TIP 3. EVOKE ALL 5 SENSES:
3 S’s – sight, sound, smell & 2 T’s – taste & touch.
Blind people experience the world as a rich tapestry of sounds, smells, textures and tastes. Just because they are blind does not mean their life is any less intense but they have tuned in to a way of seeing the world that does not need eyes.
This is what you need to do as a writer. If you are describing a place, imagine that you walked into that space blindfolded. Would you still know where you were? How? Close your eyes and imagine the sounds and smells, the taste of the air, the fabrics and the feel of the furniture that would indicate to you where you were even if you could not see…
Here’s an example of descriptive writing which relies on sound, smell, texture & taste.
“The clink of instruments falling into metal trays and the cloying smell of drills and disinfectant filled me with despair. I was back here again, in the place from all of my nightmares, but this time was real. Now I shimmied onto the cold blue leather and the whirr as the motorised chair came to life added to my rising panic.
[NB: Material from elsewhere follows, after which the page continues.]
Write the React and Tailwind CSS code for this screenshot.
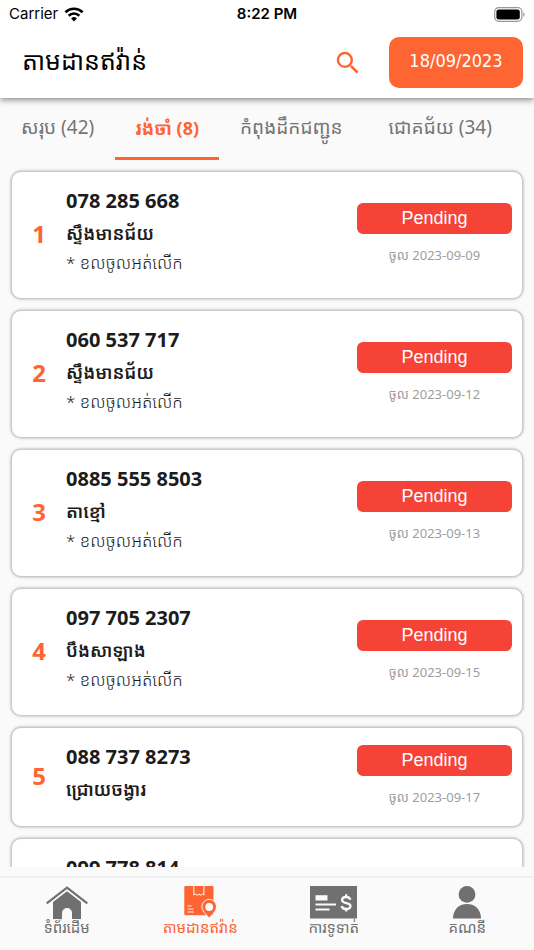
import { MdSearch } from "react-icons/md";

const tabs = [
  { id: "all", label: "សរុប (42)" },
  { id: "pending", label: "រង់ចាំ (8)" },
  { id: "shipping", label: "កំពុងដឹកជញ្ជូន\u00a0" },
  { id: "success", label: "ជោគជ័យ (34)" },
];

const packages = [
  { phone: "078 285 668", place: "ស្ទឹងមានជ័យ", note: "* ខលចូលអត់លើក", date: "2023-09-09" },
  { phone: "060 537 717", place: "ស្ទឹងមានជ័យ", note: "* ខលចូលអត់លើក", date: "2023-09-12" },
  { phone: "0885 555 8503", place: "តាខ្មៅ", note: "* ខលចូលអត់លើក", date: "2023-09-13" },
  { phone: "097 705 2307", place: "បឹងសាឡាង", note: "* ខលចូលអត់លើក", date: "2023-09-15" },
  { phone: "088 737 8273", place: "ជ្រោយចង្វារ", date: "2023-09-17" },
  { phone: "099 778 814", place: "តាខ្មៅ", note: "* ខលចូលអត់លើក", date: "2023-09-17" },
];

function WifiIcon() {
  return (
    <svg viewBox="0 0 20 15" className="h-[15px] w-5" fill="none" stroke="black">
      <path d="M1.4 5.2a12.4 12.4 0 0 1 17.2 0" strokeWidth="2.7" />
      <path d="M4.7 8.7a7.6 7.6 0 0 1 10.6 0" strokeWidth="2.6" />
      <path d="M10 14.6 7.1 11.5a4.2 4.2 0 0 1 5.8 0z" fill="black" stroke="none" />
    </svg>
  );
}

function BatteryIcon() {
  return (
    <svg viewBox="0 0 32 15" className="h-[15px] w-8">
      <rect x="0.7" y="0.7" width="27.2" height="13.6" rx="4" fill="none" stroke="#999" strokeWidth="1.2" />
      <rect x="2.4" y="2.4" width="23.4" height="10.2" rx="2.4" fill="black" />
      <path d="M29.3 5.2c1.8.7 1.8 3.9 0 4.6z" fill="#999" />
    </svg>
  );
}

function HomeIcon() {
  return (
    <svg viewBox="0 0 42 33" className="h-[33px] w-[42px]">
      <path d="M.7 17.4 21 1.7l20.3 15.7" fill="none" stroke="currentColor" strokeWidth="2.2" />
      <path d="M7 16 21 5.2 35 16v17h-9v-6a5 5 0 0 0-10 0v6H7z" fill="currentColor" />
    </svg>
  );
}

function PackageIcon() {
  return (
    <svg viewBox="0 0 33 33" className="h-[33px] w-[33px]">
      <rect x="0.3" y="0" width="29.2" height="29.3" rx="1.2" fill="currentColor" />
      <path d="M9.8 0v9l1.7-1 1.7 1.4L15 8l1.7 1.4L18.400 8l1.500 1V0" fill="none" stroke="#fafafa" strokeWidth="1" />
      <path d="M3.5 20h4M3.5 23h6M3.5 26H10" stroke="#fafafa" strokeWidth="1" />
      <path
        d="M25.200 13.300a7.300 7.300 0 0 1 7.300 7.300c0 4.400-4.300 7.700-7.300 11.700-3-4-7.300-7.300-7.300-11.700a7.300 7.300 0 0 1 7.300-7.300z"
        fill="currentColor"
        stroke="#fafafa"
        strokeWidth="1"
      />
      <circle cx="25.2" cy="21" r="3.900" fill="#fafafa" />
    </svg>
  );
}

function PaymentIcon() {
  return (
    <svg viewBox="0 0 47 33" className="h-[33px] w-[47px]">
      <path d="M0 0h47v32.5H0z" fill="currentColor" />
      <path d="M5.5 9.2h12v5.3h-12z" fill="#fafafa" />
      <path d="M5.5 18.5H26M5.5 23.6h14" stroke="#fafafa" strokeWidth="2" />
      <path
        d="M40.3 13.8c-.4-1.800-1.900-2.800-4-2.800-2.500 0-4.200 1.200-4.200 3 0 4.300 8.400 2 8.400 6 0 1.900-1.800 3-4.300 3s-4.200-1.100-4.500-3M36.200 8.200V11M36.200 23v2.600"
        fill="none"
        stroke="#fafafa"
        strokeWidth="2.3"
      />
    </svg>
  );
}

function AccountIcon() {
  return (
    <svg viewBox="0 0 28 33" className="h-[33px] w-7" fill="currentColor">
      <circle cx="14" cy="8.4" r="8.4" />
      <path d="M0 32.5C0 24 5.5 18 14 18s14 6 14 14.5z" />
    </svg>
  );
}

const navItems = [
  { id: "home", label: "ទំព័រដើម", Icon: HomeIcon },
  { id: "tracking", label: "តាមដានឥវ៉ាន់", Icon: PackageIcon },
  { id: "payment", label: "ការទូទាត់", Icon: PaymentIcon },
  { id: "account", label: "គណនី", Icon: AccountIcon },
];

function PackageCard({ number, phone, place, note, date }) {
  return (
    <li className="flex shrink-0 items-center rounded-[10px] border border-[#cacaca] bg-white pr-[10px] shadow-[0_0_3px_rgba(0,0,0,0.35)]">
      <span className="w-[54px] shrink-0 pb-[2px] text-center text-2xl font-bold text-[#ff6433]">{number}</span>
      <div className="min-w-0 flex-1 pt-[13px] pb-[21px] text-[#1c1c1c]">
        <p className="text-xl leading-[32px] font-bold">{phone}</p>
        <p className="text-lg leading-[32px] font-semibold">{place}</p>
        {note && <p className="text-[17px] leading-[28px] font-light">{note}</p>}
      </div>
      <div className="flex w-[155px] shrink-0 flex-col gap-[11px] pb-[2px] text-center">
        <span className="rounded-md bg-[#f64337] font-['Liberation_Sans',sans-serif] text-lg leading-[31px] text-white">
          Pending
        </span>
        <span className="text-[13px] leading-[20px] text-[#9e9e9e]">ចូល {date}</span>
      </div>
    </li>
  );
}

export default function App() {
  const activeTab = "pending";
  const activeNav = "tracking";

  return (
    <div className="flex h-screen flex-col bg-[#fafafa] font-['Noto_Sans','Noto_Sans_Khmer',sans-serif]">
      <header className="relative z-10 shrink-0 bg-white shadow-[0_2px_6px_rgba(0,0,0,0.45)]">
        <div className="grid grid-cols-3 items-center px-2 pt-1 pb-px font-['Inter',sans-serif] text-[15px] leading-[20px]">
          <span className="flex items-center gap-1.5 pl-px">
            Carrier
            <WifiIcon />
          </span>
          <span className="text-center font-semibold">8:22 PM</span>
          <span className="flex justify-end">
            <BatteryIcon />
          </span>
        </div>
        <div className="flex items-center pt-3 pr-[11px] pb-[10px] pl-[22px]">
          <h1 className="flex-1 pb-1 text-[25px]">តាមដានឥវ៉ាន់</h1>
          <button type="button" aria-label="Search" className="mr-[26px] text-[#ff6433]">
            <MdSearch size={30} />
          </button>
          <button
            type="button"
            className="h-[51px] w-[134px] rounded-[10px] bg-[#ff6433] pb-1 font-['DejaVu_Sans_Condensed','Noto_Sans',sans-serif] text-lg text-white"
          >
            18/09/2023
          </button>
        </div>
      </header>

      <nav className="flex h-[62px] shrink-0 gap-px pl-px">
        {tabs.map((tab) => (
          <button
            key={tab.id}
            type="button"
            className={[
              "border-b-3 px-5 whitespace-nowrap",
              tab.id === activeTab
                ? "border-[#ff6433] text-lg font-bold text-[#ff6433]"
                : "border-transparent text-[19px] text-[#757575]",
            ].join(" ")}
          >
            {tab.label}
          </button>
        ))}
      </nav>

      <ul className="flex min-h-0 flex-1 flex-col gap-[11px] overflow-hidden px-[11px] pt-[11px]">
        {packages.map((item, i) => (
          <PackageCard key={item.phone} number={i + 1} {...item} />
        ))}
      </ul>

      <nav className="mt-[9px] flex shrink-0 border-t-2 border-[#f0f0f0] pt-2">
        {navItems.map(({ id, label, Icon }) => (
          <a
            key={id}
            href={"#" + id}
            className={[
              "flex h-16 flex-1 flex-col items-center text-[15px] leading-[16px]",
              id === activeNav ? "text-[#ff6433]" : "text-[#707070]",
            ].join(" ")}
          >
            <Icon />
            {label}
          </a>
        ))}
      </nav>
    </div>
  );
}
As it stretched out beneath me, I opened my jaws until they ached with the effort; tasted the powder of the tight white gloved hand as it pulled at the corner of my mouth; squeezed my eyes shut and dug my fingernails into the soft palm of my trembling hand to distract myself from the pain. Here it comes, here it comes, the prick and the sting and the cold cold kiss of the needle, then the flooding numbness, and the feeling of temporary relief, all too soon destroyed by the searing screech of the drill as it spins hideously closer. Save me, I want to scream, but I’m already almost choking on my own spit, pooling at the back of my mouth. I wiggle my eyebrows at the nurse and she obligingly slips in the suction tube to stop me from drowning. Why is it, I ask myself, as I stare at the ceiling, weary and numb and exhausted, that a visit to the dentist always feels like a brush with death?”
TIP 4. MOMENT BY MOMENT DESCRIPTION.
Instead of saying “I walked into the dentist’s office and sat on the chair” you describe the event so that the reader feels drawn into the experience (see description above).
If you are writing a descriptive essay, then a series of seemingly unrelated word pictures (like this one) with an overarching theme (“The beauty & ugliness of the world”) would work fine.
However, if this is part of a longer story, it needs to go somewhere. It needs to have a point. Perhaps it turns into an unexpected love story where the next thing the narrator notices is how lovely the dentist’s eyes are, and how gentle his hands are, and how kind his laughter. Perhaps this is a character study and the narrator is attempting to explain how she became addicted to prescription painkillers; maybe it all began with this visit to the dentist? In storytelling, it doesn’t matter where it’s going but each event that’s included is usually leading somewhere, capturing some truth, revealing something previously hidden. Unless of course it’s a Waiting for Godot-esque meditation on the fact that we spend our lives waiting for something to happen, but often very little does…in which case, carry on. Nothing to see here!